While the language of evidence is universal, how evidence is applied to practice can be different. An international exchange program between Wayo Women’s University (WWU) located in Japan and Brescia University College (BUC), located in Canada, provides an experience where students from each university can begin to learn about these differences.
Both WWU and BUC are all-women universities that work to empower their students to prepare them to be leaders in their chosen careers. The program began with a dream between myself and a dietitian friend working in Canada, to help students learn about leadership and diversity in practice settings. My friend introduced me to BUC; following discussions among the department heads at each university a Memorandum of Academic Cooperation agreement was signed and the program officially began in 2012!
The education the girls receive through our exchange program goes beyond the classroom to teach them about the education, health care system and dietetic practices in each country.

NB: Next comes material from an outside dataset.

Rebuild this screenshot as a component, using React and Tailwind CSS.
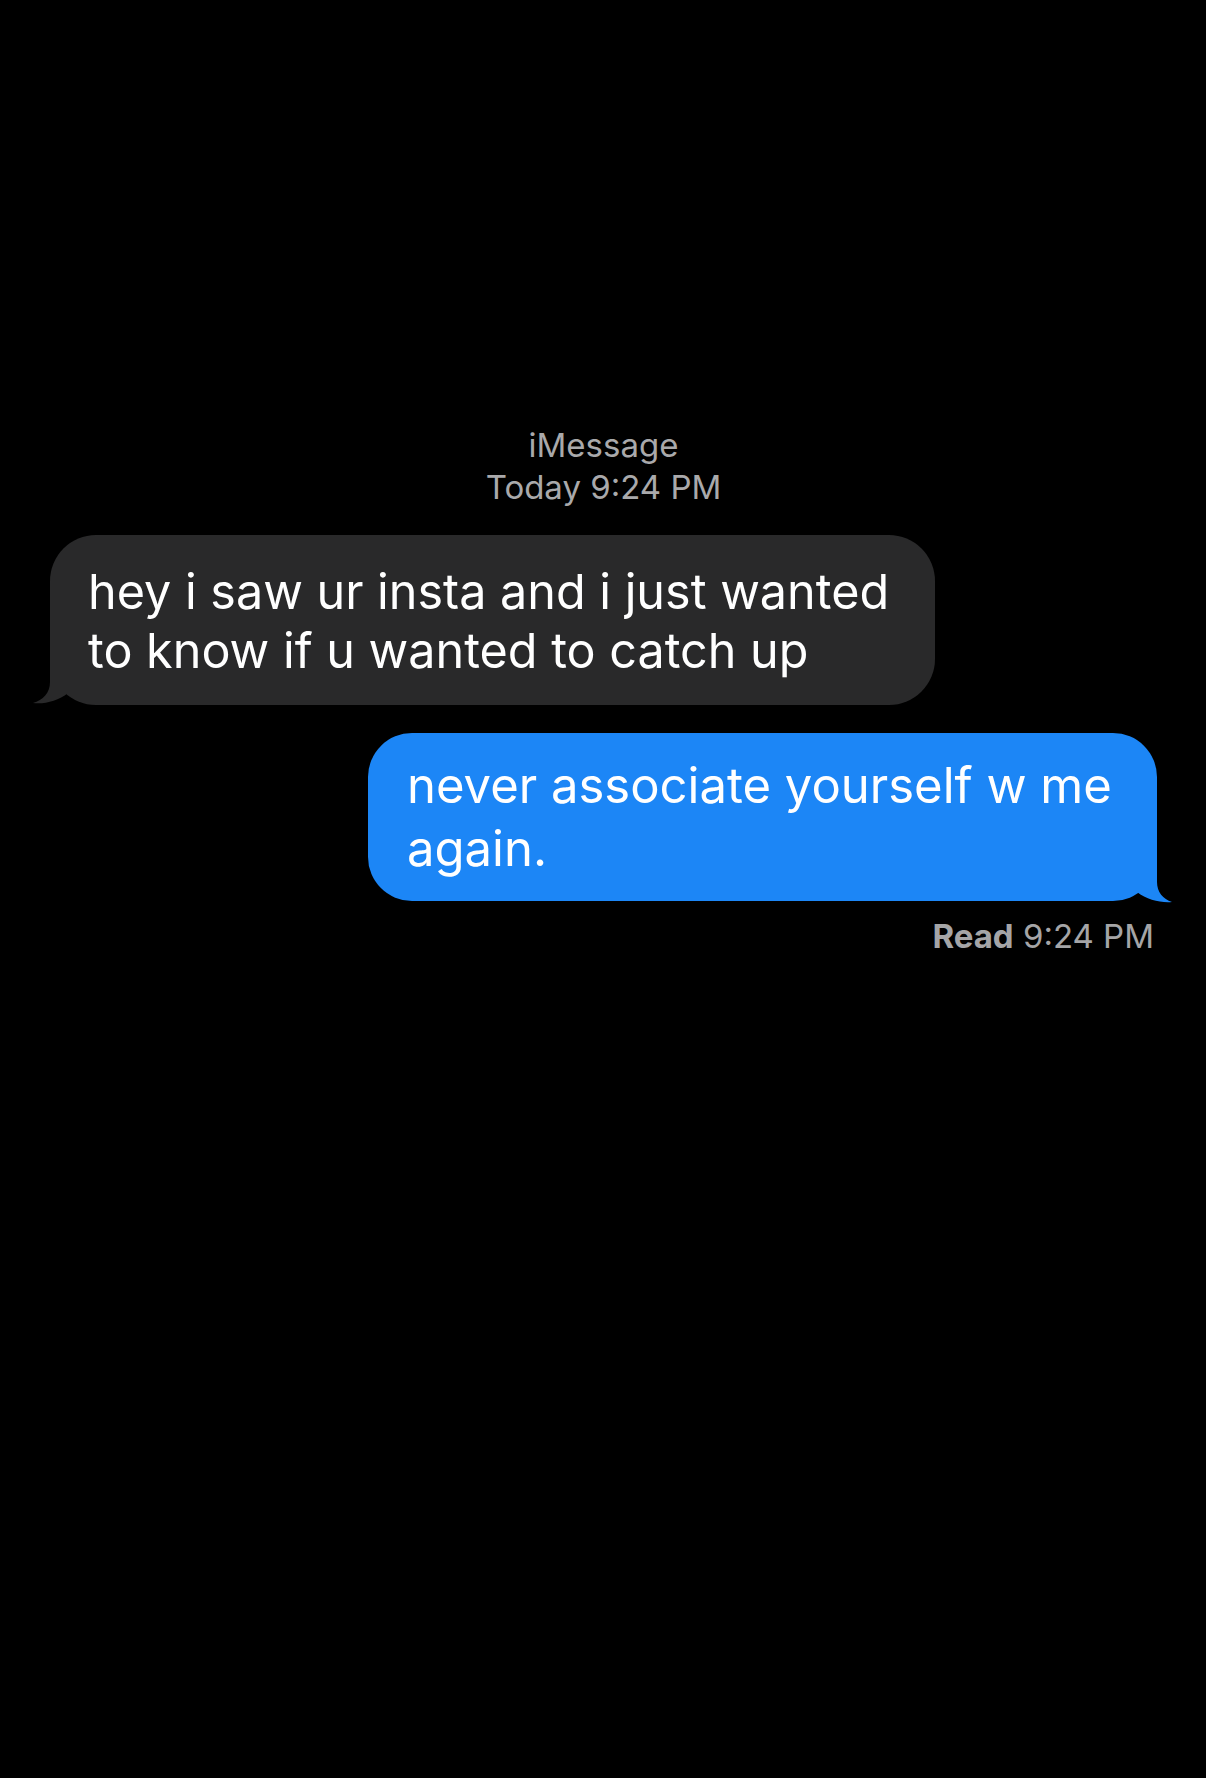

During their three-week exchange, students are exposed to the culture, food, major health issues that are affecting the country’s health system, and dietetic education, training, regulatory, policy and practice standards unique to each country. Each year, the students have a great experience and I am very happy to be able to bring my students to Canada each year as a leader.
Moreover, my experiences in Canada have deepened my understanding of the dietetic education system, which allowed me to critically reflect on dietetic practices and education in Japan. While in Canada, I was able to speak to the professors at BUC to learn about their specific research goals and objectives and in the future we hope to collaborate in some research endeavors. I have also made connections with many other Registered Dietitians in Canada, and each year we continue to learn through our cross-cultural connections.
Registered Dietitians around the world all share the similar goal of trying to improve the health of their population. One tool that has been helpful to the students in understanding dietetics around the world is PEN®. And although English is a second language for many WWU participants, following the exchange program, many of the students learn the value of PEN® as a global resource and make strides to use it.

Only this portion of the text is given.